▶ DATA EXTRACT
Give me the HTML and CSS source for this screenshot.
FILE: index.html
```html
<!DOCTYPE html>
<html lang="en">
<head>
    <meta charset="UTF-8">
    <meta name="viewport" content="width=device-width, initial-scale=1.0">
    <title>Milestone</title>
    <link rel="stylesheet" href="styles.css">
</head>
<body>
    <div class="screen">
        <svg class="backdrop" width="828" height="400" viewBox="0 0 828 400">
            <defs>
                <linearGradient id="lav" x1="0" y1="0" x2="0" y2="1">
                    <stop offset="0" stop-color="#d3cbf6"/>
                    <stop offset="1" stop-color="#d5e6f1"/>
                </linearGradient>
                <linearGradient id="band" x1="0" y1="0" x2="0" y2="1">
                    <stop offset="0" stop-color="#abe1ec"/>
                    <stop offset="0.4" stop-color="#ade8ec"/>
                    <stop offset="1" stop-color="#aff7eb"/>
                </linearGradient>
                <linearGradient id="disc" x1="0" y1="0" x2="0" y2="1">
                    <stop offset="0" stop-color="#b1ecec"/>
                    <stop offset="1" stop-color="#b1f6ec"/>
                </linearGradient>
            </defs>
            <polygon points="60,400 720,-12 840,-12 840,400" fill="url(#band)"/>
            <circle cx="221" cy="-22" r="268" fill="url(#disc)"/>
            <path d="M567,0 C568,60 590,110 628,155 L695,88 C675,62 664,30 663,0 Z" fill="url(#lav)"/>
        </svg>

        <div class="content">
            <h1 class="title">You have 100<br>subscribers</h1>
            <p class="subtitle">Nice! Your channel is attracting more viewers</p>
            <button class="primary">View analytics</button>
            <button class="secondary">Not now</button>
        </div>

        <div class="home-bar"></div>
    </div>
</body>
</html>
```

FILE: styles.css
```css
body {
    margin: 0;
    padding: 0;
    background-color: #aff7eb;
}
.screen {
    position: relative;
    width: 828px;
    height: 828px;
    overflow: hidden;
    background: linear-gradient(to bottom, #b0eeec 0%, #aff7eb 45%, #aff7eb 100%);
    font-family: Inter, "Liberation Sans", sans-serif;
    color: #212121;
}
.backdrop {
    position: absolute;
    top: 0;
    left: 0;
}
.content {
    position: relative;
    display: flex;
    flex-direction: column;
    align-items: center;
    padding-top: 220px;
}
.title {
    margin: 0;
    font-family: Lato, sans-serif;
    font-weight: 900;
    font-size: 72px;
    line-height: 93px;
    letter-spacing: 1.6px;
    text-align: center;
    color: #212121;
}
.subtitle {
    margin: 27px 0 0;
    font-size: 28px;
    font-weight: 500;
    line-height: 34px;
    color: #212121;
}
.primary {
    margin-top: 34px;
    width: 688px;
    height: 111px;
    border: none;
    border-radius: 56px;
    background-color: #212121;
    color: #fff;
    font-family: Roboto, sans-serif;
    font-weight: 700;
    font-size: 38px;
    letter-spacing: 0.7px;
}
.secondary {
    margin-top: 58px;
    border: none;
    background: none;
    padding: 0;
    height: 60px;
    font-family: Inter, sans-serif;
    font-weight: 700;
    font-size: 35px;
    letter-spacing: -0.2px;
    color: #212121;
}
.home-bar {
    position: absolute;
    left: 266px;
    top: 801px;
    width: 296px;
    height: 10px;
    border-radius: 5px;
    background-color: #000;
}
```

▶ TASK BRIEF
Your task is to print the whole listing again exactly.

▶ COMPLETED TASK
Give me the HTML and CSS source for this screenshot.
FILE: index.html
```html
<!DOCTYPE html>
<html lang="en">
<head>
    <meta charset="UTF-8">
    <meta name="viewport" content="width=device-width, initial-scale=1.0">
    <title>Milestone</title>
    <link rel="stylesheet" href="styles.css">
</head>
<body>
    <div class="screen">
        <svg class="backdrop" width="828" height="400" viewBox="0 0 828 400">
            <defs>
                <linearGradient id="lav" x1="0" y1="0" x2="0" y2="1">
                    <stop offset="0" stop-color="#d3cbf6"/>
                    <stop offset="1" stop-color="#d5e6f1"/>
                </linearGradient>
                <linearGradient id="band" x1="0" y1="0" x2="0" y2="1">
                    <stop offset="0" stop-color="#abe1ec"/>
                    <stop offset="0.4" stop-color="#ade8ec"/>
                    <stop offset="1" stop-color="#aff7eb"/>
                </linearGradient>
                <linearGradient id="disc" x1="0" y1="0" x2="0" y2="1">
                    <stop offset="0" stop-color="#b1ecec"/>
                    <stop offset="1" stop-color="#b1f6ec"/>
                </linearGradient>
            </defs>
            <polygon points="60,400 720,-12 840,-12 840,400" fill="url(#band)"/>
            <circle cx="221" cy="-22" r="268" fill="url(#disc)"/>
            <path d="M567,0 C568,60 590,110 628,155 L695,88 C675,62 664,30 663,0 Z" fill="url(#lav)"/>
        </svg>

        <div class="content">
            <h1 class="title">You have 100<br>subscribers</h1>
            <p class="subtitle">Nice! Your channel is attracting more viewers</p>
            <button class="primary">View analytics</button>
            <button class="secondary">Not now</button>
        </div>

        <div class="home-bar"></div>
    </div>
</body>
</html>
```

FILE: styles.css
```css
body {
    margin: 0;
    padding: 0;
    background-color: #aff7eb;
}
.screen {
    position: relative;
    width: 828px;
    height: 828px;
    overflow: hidden;
    background: linear-gradient(to bottom, #b0eeec 0%, #aff7eb 45%, #aff7eb 100%);
    font-family: Inter, "Liberation Sans", sans-serif;
    color: #212121;
}
.backdrop {
    position: absolute;
    top: 0;
    left: 0;
}
.content {
    position: relative;
    display: flex;
    flex-direction: column;
    align-items: center;
    padding-top: 220px;
}
.title {
    margin: 0;
    font-family: Lato, sans-serif;
    font-weight: 900;
    font-size: 72px;
    line-height: 93px;
    letter-spacing: 1.6px;
    text-align: center;
    color: #212121;
}
.subtitle {
    margin: 27px 0 0;
    font-size: 28px;
    font-weight: 500;
    line-height: 34px;
    color: #212121;
}
.primary {
    margin-top: 34px;
    width: 688px;
    height: 111px;
    border: none;
    border-radius: 56px;
    background-color: #212121;
    color: #fff;
    font-family: Roboto, sans-serif;
    font-weight: 700;
    font-size: 38px;
    letter-spacing: 0.7px;
}
.secondary {
    margin-top: 58px;
    border: none;
    background: none;
    padding: 0;
    height: 60px;
    font-family: Inter, sans-serif;
    font-weight: 700;
    font-size: 35px;
    letter-spacing: -0.2px;
    color: #212121;
}
.home-bar {
    position: absolute;
    left: 266px;
    top: 801px;
    width: 296px;
    height: 10px;
    border-radius: 5px;
    background-color: #000;
}
```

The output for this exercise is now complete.